Escrevo estes apontamentos dia 7 de novembro para que se publique em um dos dias que se segue a mais esta sexta-feira, que se apresenta nos conformes e isto quer dizer que se veste de azul ventilado, o vento ágil a arrepiar as nuvens. Há quarenta anos morria Hildebrando Siqueira, meu pai, a respeito de quem tenho conversado com vocês com alguma insistência. E com certeza já perceberam que vale a pena sempre dizer alguma coisa de um poeta. Hoje eu gostaria de conversar com ele, que ostentaria, agora, oitenta e dois anos e que não chegou a conhecer a última filha, a Maria Póstuma, como nós apelidamos a Lurdinha. E não curtiu sequer os três últimos dos quinze filhos. Tenho a impressão que lhe não deram tempo, primeiro porque morreu dessa maneira jovem e apressado e depois porque dava dez a doze aulas por dia para alimentar a tribo, - designação correta daquela falange de glutões.

Pois é Hildebrando, meu pai, você teria oitenta e dois anos e dos quinze filhos, dos que lhe sobram, agora, você encontra trinta e seis netos e dezoito bisnetos e pode crer que a turma melhorou a raça. Há muitos de olhos azuis, como os de vovô Isolino e alguns com cara de índio, quem sabe lembrança das raízes inconfessáveis daquela famosa árvore genealógica que se tentou compor heraldicamente. Mas, é uma turminha boa, alegre, com algumas e naturais confusões, dessas que você demora para entender e cujas soluções, finalmente, mamãe consegue encontrar e as finaliza com aquele sorriso, do qual você há de se lembrar, entre irônico e piedoso. Você precisa ver quando a gente consegue reunir todo mundo, na casa do João Carlos ou na minha, - vale a pena - o movimento fica entre o de uma creche e de um campo de futebol em dia de grande jogo. Poucos conseguem entender-se, mas correm, comem, - principalmente comem - jogam e a final pelos cantos há crianças de todo tipo dormindo, empoleiradas em cadeiras, camas improvisadas, pelos corredores.

Mamãe vai bem e depois daqueles três livros de poesia que escreveu e que editamos para a família, escreve as suas memórias, cujos originais compostos por ela mesma, à máquina, são revistos e repassados pelo Maneco. Anda com um pouco de dor na perna mas, continua indo à igreja e roda o dia inteiro, a trabalhar.

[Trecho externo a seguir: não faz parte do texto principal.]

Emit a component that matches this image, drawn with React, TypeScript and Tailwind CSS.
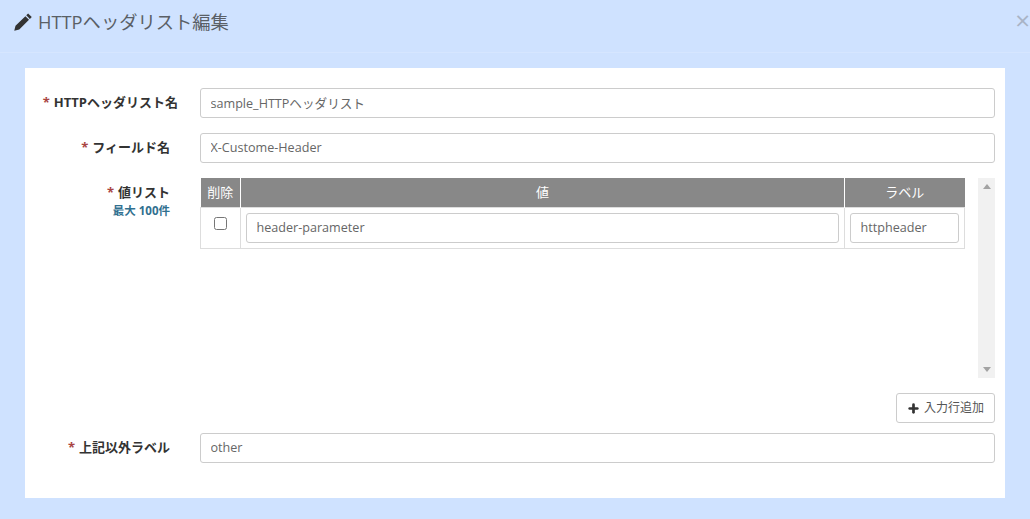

Cá para nós, mesmo depois de quarenta anos passados você faz falta. Já se imaginou conosco, todos os netos e bisnetos e você, com aquela alegria, com a qual nos ensinou, muitas vezes a entender a própria vida, a curtir, agora, a sua cadeira de balanço, aquela austríaca, com o último livro de Quintana? E por falar nisso, conservo a sua biblioteca, algo aumentada pelos que adquiri, livros bons, - todos lidos, veja bem, anotados a lápis, nas margens e até algumas vezes, com caneta esferográfica, dessas que têm tinta vermelha e que parecem macular a página. Bem sei que você não aprova que se machuque o livro, mesmo porque você sempre se considerou bibliomaníaco. Quase me esqueço de dizer-lhe que muitos dos seus netos têm a sua cara, essa boca de babados, que se esparrama preguiçosamente queixo abaixo.

Mas, sabe o que está bom mesmo e que você aprovaria, tenho certeza, na excelente companhia aqui de seus filhos mais velhos? A noite campineira. A cidade se encheu de barzinhos ótimos, com música e cantores dos bons e aquele papo comprido a gente poderia desfiar pelos aí da madrugada, cordialmente, sem susto, cumprindo aquele nosso roteiro, em busca dos caminhos da lua nas águas de algum chafariz. Lembra-se de nossos carnavais? Há ótimo sambão em alguns lugares de nossa terra, com a cor local, decerto fortemente protegida alguma mulata de olhos verdes. Lógico que nos iríamos às redações dos jornais cheirar a tinta preta e embriagadora, confirmar o vício que você me legou, por inteiro, incuravelmente.

Hildebrando, velho amigo, - hoje um amigo velho - é primavera e você continua a ver as cores do mundo pelos multiplicados olhos de sua gente, olhos verdes, azuis, pretos, ariscos, alegres, agora um pouco comovidos.